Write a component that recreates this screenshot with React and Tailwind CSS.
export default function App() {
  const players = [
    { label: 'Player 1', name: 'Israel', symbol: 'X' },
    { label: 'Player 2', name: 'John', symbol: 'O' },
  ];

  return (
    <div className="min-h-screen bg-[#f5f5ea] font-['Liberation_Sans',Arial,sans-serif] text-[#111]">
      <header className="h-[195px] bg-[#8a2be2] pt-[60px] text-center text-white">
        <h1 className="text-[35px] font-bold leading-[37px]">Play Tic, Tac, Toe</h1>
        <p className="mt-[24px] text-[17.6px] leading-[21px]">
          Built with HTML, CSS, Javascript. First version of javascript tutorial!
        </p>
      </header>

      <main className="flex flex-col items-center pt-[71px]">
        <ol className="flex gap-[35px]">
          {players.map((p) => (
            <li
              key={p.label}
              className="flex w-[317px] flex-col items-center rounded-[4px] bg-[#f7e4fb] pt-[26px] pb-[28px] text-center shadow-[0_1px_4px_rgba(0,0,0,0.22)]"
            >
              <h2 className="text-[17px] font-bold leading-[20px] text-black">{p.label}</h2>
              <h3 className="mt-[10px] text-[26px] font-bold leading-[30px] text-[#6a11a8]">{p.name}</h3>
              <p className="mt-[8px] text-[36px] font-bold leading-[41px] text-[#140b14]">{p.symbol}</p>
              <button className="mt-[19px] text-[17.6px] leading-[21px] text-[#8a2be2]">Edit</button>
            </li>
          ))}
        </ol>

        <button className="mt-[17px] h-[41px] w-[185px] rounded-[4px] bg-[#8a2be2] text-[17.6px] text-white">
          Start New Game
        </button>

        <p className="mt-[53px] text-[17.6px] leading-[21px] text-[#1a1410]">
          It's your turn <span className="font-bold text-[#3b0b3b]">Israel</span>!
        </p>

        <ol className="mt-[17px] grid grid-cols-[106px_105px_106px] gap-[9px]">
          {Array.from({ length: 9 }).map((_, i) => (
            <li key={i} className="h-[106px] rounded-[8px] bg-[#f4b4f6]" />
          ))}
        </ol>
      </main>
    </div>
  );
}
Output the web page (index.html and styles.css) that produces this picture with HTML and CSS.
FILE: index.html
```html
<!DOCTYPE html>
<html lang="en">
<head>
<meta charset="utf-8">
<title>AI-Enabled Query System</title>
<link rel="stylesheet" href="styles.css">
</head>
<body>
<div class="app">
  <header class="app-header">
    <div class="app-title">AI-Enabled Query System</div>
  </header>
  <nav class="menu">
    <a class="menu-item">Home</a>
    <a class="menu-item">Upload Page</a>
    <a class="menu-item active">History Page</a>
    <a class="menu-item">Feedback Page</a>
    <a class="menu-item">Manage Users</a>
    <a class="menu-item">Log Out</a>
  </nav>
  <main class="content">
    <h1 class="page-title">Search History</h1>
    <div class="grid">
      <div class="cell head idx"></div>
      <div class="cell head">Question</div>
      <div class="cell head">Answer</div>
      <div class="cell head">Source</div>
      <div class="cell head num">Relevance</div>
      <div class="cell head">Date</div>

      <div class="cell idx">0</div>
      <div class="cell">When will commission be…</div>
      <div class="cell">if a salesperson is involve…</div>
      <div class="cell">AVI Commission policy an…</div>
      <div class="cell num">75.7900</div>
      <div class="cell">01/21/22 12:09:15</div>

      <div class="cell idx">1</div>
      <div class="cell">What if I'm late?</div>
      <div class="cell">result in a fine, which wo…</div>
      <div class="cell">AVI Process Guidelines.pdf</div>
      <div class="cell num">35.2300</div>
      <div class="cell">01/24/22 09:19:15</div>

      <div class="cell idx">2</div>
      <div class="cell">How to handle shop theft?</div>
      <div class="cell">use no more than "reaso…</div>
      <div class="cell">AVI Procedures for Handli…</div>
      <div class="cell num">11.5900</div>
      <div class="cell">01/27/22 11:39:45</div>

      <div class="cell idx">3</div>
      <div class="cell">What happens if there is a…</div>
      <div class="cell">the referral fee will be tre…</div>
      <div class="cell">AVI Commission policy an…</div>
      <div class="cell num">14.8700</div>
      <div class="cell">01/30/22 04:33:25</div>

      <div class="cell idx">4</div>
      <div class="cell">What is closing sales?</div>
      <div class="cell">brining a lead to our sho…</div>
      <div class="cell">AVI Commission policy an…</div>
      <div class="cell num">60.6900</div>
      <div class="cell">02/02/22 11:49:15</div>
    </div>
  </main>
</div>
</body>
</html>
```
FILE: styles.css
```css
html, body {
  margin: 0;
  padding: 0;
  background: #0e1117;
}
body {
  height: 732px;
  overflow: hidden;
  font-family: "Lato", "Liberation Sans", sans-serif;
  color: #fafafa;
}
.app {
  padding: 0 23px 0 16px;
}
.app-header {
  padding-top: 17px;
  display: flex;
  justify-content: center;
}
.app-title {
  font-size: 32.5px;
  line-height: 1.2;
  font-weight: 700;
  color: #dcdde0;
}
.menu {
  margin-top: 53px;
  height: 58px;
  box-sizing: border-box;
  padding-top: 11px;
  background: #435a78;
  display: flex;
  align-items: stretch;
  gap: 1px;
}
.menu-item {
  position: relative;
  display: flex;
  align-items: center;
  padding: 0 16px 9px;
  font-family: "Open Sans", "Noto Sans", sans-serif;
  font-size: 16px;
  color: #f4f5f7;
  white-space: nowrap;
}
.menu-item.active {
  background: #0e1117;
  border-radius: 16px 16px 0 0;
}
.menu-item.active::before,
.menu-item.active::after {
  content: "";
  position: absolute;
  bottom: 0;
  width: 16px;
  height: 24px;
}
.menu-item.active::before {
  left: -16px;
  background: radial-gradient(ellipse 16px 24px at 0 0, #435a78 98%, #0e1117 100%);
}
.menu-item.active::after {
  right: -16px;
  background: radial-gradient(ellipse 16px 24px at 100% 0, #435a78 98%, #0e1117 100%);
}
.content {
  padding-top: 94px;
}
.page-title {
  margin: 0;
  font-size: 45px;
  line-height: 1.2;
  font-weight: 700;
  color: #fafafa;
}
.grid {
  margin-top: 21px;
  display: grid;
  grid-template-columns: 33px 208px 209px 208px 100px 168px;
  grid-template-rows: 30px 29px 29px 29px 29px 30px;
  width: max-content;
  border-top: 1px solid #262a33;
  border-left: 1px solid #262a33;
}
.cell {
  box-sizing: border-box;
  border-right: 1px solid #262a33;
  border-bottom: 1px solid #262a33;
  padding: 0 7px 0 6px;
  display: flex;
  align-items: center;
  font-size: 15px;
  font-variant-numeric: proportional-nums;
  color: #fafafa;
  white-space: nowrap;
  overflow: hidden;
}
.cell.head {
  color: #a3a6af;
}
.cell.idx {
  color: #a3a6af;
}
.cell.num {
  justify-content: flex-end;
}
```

• _Exercise requirements_
Go through the records and gather the lines that hold "this".

• _Result of the task_
Write a component that recreates this screenshot with React and Tailwind CSS.
Output the web page (index.html and styles.css) that produces this picture with HTML and CSS.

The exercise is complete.